**EXERCISE DETAILS**
Quote the whole listing word for word, please.

**DATA SECTION**
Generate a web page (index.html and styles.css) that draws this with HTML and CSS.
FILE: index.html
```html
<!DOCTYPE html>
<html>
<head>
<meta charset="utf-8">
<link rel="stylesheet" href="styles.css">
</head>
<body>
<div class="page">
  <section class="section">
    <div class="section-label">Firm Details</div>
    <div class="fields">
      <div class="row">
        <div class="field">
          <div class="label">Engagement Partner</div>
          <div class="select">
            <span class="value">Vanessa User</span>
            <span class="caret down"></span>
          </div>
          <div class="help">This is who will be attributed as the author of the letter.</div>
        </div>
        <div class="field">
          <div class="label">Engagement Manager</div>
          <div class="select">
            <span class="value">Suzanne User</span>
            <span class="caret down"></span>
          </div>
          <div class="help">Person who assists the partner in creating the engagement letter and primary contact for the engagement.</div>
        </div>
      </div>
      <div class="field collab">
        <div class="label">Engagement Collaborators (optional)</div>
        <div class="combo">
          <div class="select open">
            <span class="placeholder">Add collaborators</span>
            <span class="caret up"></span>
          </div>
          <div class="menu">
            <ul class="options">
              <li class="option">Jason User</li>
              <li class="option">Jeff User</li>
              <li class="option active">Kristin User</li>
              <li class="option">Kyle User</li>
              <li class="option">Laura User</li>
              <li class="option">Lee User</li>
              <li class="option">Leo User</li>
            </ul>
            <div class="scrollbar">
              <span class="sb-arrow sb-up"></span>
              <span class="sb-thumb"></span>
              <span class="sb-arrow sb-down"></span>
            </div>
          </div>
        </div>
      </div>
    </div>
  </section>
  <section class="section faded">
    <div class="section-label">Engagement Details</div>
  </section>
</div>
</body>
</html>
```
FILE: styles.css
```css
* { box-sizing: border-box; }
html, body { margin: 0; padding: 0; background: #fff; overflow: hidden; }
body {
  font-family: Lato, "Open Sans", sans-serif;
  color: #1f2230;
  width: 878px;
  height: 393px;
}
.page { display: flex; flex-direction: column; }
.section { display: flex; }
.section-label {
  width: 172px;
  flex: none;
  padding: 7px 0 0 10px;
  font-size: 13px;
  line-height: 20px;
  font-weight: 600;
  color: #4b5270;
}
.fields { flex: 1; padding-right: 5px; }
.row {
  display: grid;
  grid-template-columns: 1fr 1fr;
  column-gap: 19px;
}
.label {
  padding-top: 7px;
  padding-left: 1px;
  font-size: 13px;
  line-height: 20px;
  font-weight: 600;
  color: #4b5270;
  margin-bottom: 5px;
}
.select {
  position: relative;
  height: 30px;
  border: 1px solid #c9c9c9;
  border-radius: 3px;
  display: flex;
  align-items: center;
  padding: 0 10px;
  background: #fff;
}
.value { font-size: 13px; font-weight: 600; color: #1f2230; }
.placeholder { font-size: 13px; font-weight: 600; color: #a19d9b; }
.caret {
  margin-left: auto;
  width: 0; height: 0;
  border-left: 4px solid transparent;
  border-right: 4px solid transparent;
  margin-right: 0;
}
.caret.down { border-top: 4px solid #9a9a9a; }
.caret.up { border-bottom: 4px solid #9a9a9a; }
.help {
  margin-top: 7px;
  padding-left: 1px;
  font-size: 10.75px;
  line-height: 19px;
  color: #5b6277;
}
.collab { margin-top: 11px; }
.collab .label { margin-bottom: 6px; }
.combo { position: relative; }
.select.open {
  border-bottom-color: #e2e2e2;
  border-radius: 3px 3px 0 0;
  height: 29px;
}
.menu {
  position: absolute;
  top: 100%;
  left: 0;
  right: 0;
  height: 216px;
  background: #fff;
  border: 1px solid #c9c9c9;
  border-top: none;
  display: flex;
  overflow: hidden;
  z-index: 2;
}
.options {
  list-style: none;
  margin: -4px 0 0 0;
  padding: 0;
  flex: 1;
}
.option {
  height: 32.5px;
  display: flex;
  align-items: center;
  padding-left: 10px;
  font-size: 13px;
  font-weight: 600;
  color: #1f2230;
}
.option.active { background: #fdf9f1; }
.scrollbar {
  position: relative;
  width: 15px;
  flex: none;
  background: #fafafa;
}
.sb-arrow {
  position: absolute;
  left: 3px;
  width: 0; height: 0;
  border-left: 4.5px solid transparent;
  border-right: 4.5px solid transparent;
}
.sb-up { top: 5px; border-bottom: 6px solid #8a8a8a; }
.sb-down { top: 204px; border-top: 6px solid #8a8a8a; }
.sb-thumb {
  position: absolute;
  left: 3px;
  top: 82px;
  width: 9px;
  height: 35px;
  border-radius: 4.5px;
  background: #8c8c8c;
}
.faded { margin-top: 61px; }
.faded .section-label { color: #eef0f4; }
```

**TASK ANSWER**
Generate a web page (index.html and styles.css) that draws this with HTML and CSS.
FILE: index.html
```html
<!DOCTYPE html>
<html>
<head>
<meta charset="utf-8">
<link rel="stylesheet" href="styles.css">
</head>
<body>
<div class="page">
  <section class="section">
    <div class="section-label">Firm Details</div>
    <div class="fields">
      <div class="row">
        <div class="field">
          <div class="label">Engagement Partner</div>
          <div class="select">
            <span class="value">Vanessa User</span>
            <span class="caret down"></span>
          </div>
          <div class="help">This is who will be attributed as the author of the letter.</div>
        </div>
        <div class="field">
          <div class="label">Engagement Manager</div>
          <div class="select">
            <span class="value">Suzanne User</span>
            <span class="caret down"></span>
          </div>
          <div class="help">Person who assists the partner in creating the engagement letter and primary contact for the engagement.</div>
        </div>
      </div>
      <div class="field collab">
        <div class="label">Engagement Collaborators (optional)</div>
        <div class="combo">
          <div class="select open">
            <span class="placeholder">Add collaborators</span>
            <span class="caret up"></span>
          </div>
          <div class="menu">
            <ul class="options">
              <li class="option">Jason User</li>
              <li class="option">Jeff User</li>
              <li class="option active">Kristin User</li>
              <li class="option">Kyle User</li>
              <li class="option">Laura User</li>
              <li class="option">Lee User</li>
              <li class="option">Leo User</li>
            </ul>
            <div class="scrollbar">
              <span class="sb-arrow sb-up"></span>
              <span class="sb-thumb"></span>
              <span class="sb-arrow sb-down"></span>
            </div>
          </div>
        </div>
      </div>
    </div>
  </section>
  <section class="section faded">
    <div class="section-label">Engagement Details</div>
  </section>
</div>
</body>
</html>
```
FILE: styles.css
```css
* { box-sizing: border-box; }
html, body { margin: 0; padding: 0; background: #fff; overflow: hidden; }
body {
  font-family: Lato, "Open Sans", sans-serif;
  color: #1f2230;
  width: 878px;
  height: 393px;
}
.page { display: flex; flex-direction: column; }
.section { display: flex; }
.section-label {
  width: 172px;
  flex: none;
  padding: 7px 0 0 10px;
  font-size: 13px;
  line-height: 20px;
  font-weight: 600;
  color: #4b5270;
}
.fields { flex: 1; padding-right: 5px; }
.row {
  display: grid;
  grid-template-columns: 1fr 1fr;
  column-gap: 19px;
}
.label {
  padding-top: 7px;
  padding-left: 1px;
  font-size: 13px;
  line-height: 20px;
  font-weight: 600;
  color: #4b5270;
  margin-bottom: 5px;
}
.select {
  position: relative;
  height: 30px;
  border: 1px solid #c9c9c9;
  border-radius: 3px;
  display: flex;
  align-items: center;
  padding: 0 10px;
  background: #fff;
}
.value { font-size: 13px; font-weight: 600; color: #1f2230; }
.placeholder { font-size: 13px; font-weight: 600; color: #a19d9b; }
.caret {
  margin-left: auto;
  width: 0; height: 0;
  border-left: 4px solid transparent;
  border-right: 4px solid transparent;
  margin-right: 0;
}
.caret.down { border-top: 4px solid #9a9a9a; }
.caret.up { border-bottom: 4px solid #9a9a9a; }
.help {
  margin-top: 7px;
  padding-left: 1px;
  font-size: 10.75px;
  line-height: 19px;
  color: #5b6277;
}
.collab { margin-top: 11px; }
.collab .label { margin-bottom: 6px; }
.combo { position: relative; }
.select.open {
  border-bottom-color: #e2e2e2;
  border-radius: 3px 3px 0 0;
  height: 29px;
}
.menu {
  position: absolute;
  top: 100%;
  left: 0;
  right: 0;
  height: 216px;
  background: #fff;
  border: 1px solid #c9c9c9;
  border-top: none;
  display: flex;
  overflow: hidden;
  z-index: 2;
}
.options {
  list-style: none;
  margin: -4px 0 0 0;
  padding: 0;
  flex: 1;
}
.option {
  height: 32.5px;
  display: flex;
  align-items: center;
  padding-left: 10px;
  font-size: 13px;
  font-weight: 600;
  color: #1f2230;
}
.option.active { background: #fdf9f1; }
.scrollbar {
  position: relative;
  width: 15px;
  flex: none;
  background: #fafafa;
}
.sb-arrow {
  position: absolute;
  left: 3px;
  width: 0; height: 0;
  border-left: 4.5px solid transparent;
  border-right: 4.5px solid transparent;
}
.sb-up { top: 5px; border-bottom: 6px solid #8a8a8a; }
.sb-down { top: 204px; border-top: 6px solid #8a8a8a; }
.sb-thumb {
  position: absolute;
  left: 3px;
  top: 82px;
  width: 9px;
  height: 35px;
  border-radius: 4.5px;
  background: #8c8c8c;
}
.faded { margin-top: 61px; }
.faded .section-label { color: #eef0f4; }
```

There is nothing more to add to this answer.